Sunday, November 21, 2010

why i will never take money for my music

If you are involved in making art of any kind, you are involved in an activity of leisure. Art is not work. Paintings, poems, or musical compositions — these things do not put food on anyone's table, or a roof over anyone's head. This is a reason why I will never take money for my music.

When pieces of art (or reproductions of them) are bought and sold, our encounters with them are transactions. Art becomes a luxury object, instrumentally used for the self-aggrandizement of those who pay for access to it. I see no ethically valid approach for the artist in this arrangement. And I would quit making music straight away if I thought it had no ethical, and political, potential. This is a reason why I will never take money for my music.

3 comments:

douglas farrand said...

Some intriguing thoughts. I don't know whether there is a way in a which a work of art can willing engage with economic establishments in such a way that, through some possibly ironic means, its "ethical and political potential" IS said engagement (or is in some way related to it)... I am skeptical though...

although to be honest, just as skeptical about "art's" ability to fulfill any ethical or political potential it may have... it seems to me to be a very ineffective tool for such means. But perhaps that isn't important? Is its potential alone enough?

... I also don't consider art to be an activity of leisure... or rather, I don't really understand what that means. I am uncomfortable with calling what I do "art"... and I definitely don't consider what I do to be an activity of leisure. In fact, I refer to my composing as my work... not in the sense that it is something I do for money (definitely not true, whether I want it to be or not) but in the sense that the process becomes a part of quotidian routine... that my composing is work to be done, void of pretensions to some higher achievement...

Perhaps. ?

Matthew Holland said...

I see where you're coming from. If someone would have asked me just a year or two ago to give my opinion on this topic, I would have said the same things you do. I'll try to explain where I'm coming from now.
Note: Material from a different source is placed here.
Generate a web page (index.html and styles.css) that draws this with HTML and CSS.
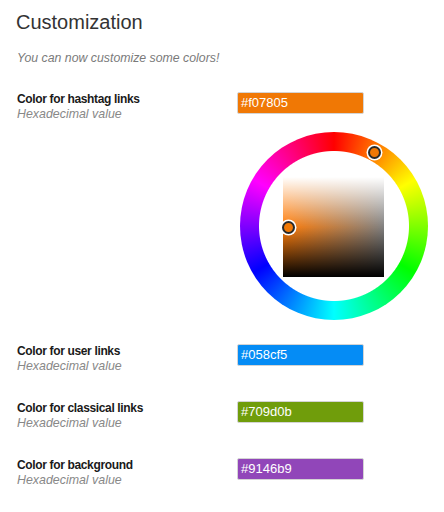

I do see art as having the ability to engage with economic and political establishments, and, hopefully, the ability to change them as well. The way I see it is that a piece of art has the capacity to have an ethical effect on the person observing it. It can influence a person to some kind of thought or action; or, it can be a distraction from thought and action. This is what I'm concerned with. Anyone who creates anything has a responsibility for the effect that their creation has on the world.

On the point of whether what you do is work or leisure: I don't see creating music as being productive labor, in the material, economic sense. I'm not sure how else to put that. Your composing would probably feel less like work if you were forced to become more accustomed to real work.

douglas farrand said...

I accept the distinction between productive labour in the economic/material sense and composition, but I still don't feel that leisure is an appropriate word... at the very least for its connotations.

I agree with your second paragraph, however. While by no means an effective means for such change, I think the potential (and the possibility for localised (aka individual) realisation of potential) is a hugely important consideration. Responsibility is definitely the right word to use.